Required work
Scan the listing below. Report each line that includes "React".
════════════════════
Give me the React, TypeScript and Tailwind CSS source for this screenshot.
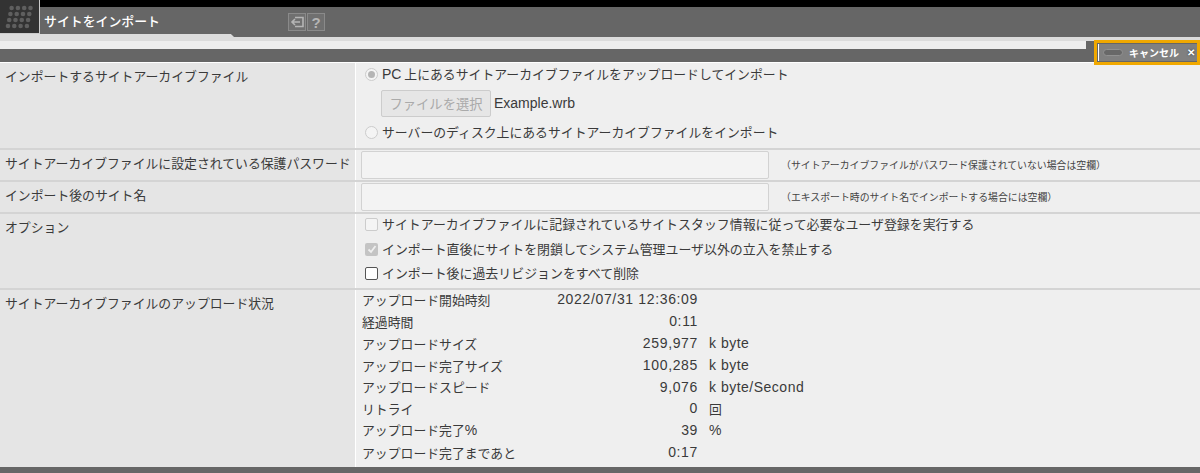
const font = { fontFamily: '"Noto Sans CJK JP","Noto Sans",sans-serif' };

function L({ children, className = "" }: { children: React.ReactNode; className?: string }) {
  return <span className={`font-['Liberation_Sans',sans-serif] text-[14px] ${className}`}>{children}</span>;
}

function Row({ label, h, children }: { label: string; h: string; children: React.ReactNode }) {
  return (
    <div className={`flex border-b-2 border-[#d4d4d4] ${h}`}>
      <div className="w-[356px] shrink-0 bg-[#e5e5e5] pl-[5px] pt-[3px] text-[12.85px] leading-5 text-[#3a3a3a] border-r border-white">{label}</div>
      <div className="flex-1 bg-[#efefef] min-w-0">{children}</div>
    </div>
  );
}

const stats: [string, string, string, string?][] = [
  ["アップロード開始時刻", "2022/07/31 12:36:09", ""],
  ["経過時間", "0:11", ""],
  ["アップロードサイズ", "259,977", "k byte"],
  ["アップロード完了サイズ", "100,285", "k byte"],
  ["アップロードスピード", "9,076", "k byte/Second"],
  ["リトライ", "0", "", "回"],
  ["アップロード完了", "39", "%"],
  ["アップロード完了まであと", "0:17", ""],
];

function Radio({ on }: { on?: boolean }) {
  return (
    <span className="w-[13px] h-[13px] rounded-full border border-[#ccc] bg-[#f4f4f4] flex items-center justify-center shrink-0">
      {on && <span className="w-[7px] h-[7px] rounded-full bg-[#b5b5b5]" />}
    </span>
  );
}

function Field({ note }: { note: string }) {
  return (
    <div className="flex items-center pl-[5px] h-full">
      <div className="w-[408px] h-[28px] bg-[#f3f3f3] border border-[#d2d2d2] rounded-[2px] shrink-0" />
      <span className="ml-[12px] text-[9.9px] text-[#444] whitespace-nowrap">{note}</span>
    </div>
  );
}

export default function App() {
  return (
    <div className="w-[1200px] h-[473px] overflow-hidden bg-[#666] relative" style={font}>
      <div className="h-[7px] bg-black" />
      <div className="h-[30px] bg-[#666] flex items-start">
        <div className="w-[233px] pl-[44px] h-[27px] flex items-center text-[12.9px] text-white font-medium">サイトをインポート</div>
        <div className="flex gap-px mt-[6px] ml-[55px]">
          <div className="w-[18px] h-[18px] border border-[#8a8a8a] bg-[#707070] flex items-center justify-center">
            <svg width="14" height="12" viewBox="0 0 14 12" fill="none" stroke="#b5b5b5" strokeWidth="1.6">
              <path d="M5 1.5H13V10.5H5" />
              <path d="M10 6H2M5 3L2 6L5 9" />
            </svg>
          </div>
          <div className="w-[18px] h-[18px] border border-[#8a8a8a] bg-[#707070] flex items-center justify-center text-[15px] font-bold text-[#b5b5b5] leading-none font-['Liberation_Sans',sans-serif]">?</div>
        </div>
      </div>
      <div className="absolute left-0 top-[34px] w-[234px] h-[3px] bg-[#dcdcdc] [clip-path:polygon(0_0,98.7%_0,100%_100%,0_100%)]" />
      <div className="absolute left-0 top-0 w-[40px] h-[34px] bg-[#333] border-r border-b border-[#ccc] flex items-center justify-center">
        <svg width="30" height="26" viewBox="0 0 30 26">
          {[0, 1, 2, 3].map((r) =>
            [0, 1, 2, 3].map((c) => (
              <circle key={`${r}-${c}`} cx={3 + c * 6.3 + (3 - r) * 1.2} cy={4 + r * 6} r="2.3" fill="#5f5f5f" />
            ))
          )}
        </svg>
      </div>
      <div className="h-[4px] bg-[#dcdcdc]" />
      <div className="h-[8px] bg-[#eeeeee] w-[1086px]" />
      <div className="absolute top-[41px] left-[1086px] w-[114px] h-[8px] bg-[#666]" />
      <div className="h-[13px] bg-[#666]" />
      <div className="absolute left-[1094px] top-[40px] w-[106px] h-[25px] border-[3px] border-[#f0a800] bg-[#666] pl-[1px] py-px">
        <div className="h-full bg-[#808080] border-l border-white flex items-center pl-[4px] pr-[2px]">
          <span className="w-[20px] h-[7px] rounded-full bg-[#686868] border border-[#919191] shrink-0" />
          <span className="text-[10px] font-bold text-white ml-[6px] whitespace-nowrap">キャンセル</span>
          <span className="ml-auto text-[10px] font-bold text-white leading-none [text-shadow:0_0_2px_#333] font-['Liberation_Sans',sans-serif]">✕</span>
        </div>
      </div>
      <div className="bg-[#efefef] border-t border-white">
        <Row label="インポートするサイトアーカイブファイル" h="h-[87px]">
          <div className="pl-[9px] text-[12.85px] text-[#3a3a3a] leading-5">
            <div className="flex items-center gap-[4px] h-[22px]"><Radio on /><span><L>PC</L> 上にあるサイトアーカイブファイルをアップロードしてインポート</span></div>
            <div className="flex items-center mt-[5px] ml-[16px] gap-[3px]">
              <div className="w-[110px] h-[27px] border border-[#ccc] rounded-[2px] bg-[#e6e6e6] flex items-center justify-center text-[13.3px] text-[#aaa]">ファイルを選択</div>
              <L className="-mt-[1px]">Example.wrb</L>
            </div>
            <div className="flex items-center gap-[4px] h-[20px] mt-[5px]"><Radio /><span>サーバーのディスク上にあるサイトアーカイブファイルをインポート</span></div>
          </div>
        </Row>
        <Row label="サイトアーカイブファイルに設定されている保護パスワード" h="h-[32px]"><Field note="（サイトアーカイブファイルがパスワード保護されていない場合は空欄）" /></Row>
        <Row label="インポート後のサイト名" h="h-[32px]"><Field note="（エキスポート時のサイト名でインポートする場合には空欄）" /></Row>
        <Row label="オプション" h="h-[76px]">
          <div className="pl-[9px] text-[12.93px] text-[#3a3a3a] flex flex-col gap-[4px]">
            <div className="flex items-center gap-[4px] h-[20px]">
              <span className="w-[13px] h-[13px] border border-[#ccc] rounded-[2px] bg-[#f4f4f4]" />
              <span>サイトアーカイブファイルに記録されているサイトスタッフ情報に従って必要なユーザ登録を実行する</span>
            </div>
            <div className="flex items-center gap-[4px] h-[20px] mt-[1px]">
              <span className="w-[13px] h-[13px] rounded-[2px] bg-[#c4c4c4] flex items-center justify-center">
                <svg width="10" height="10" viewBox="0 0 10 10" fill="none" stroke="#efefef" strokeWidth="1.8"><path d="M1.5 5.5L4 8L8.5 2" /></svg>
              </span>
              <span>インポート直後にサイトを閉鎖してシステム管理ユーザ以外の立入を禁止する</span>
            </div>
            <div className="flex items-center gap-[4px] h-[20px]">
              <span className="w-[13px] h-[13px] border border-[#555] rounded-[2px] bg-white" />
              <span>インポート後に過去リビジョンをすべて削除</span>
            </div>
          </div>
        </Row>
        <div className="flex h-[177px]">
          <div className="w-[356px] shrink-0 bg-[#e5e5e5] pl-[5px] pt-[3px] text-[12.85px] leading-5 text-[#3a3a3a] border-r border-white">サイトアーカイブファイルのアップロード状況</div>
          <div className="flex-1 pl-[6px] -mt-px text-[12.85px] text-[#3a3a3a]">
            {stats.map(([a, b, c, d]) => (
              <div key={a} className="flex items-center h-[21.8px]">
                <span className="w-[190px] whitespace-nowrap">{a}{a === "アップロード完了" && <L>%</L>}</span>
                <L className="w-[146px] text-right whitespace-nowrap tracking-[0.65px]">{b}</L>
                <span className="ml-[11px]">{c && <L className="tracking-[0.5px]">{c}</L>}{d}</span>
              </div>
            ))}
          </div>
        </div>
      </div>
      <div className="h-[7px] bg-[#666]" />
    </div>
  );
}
════════════════════
Solved exercise
Give me the React, TypeScript and Tailwind CSS source for this screenshot.
function L({ children, className = "" }: { children: React.ReactNode; className?: string }) {
function Row({ label, h, children }: { label: string; h: string; children: React.ReactNode }) {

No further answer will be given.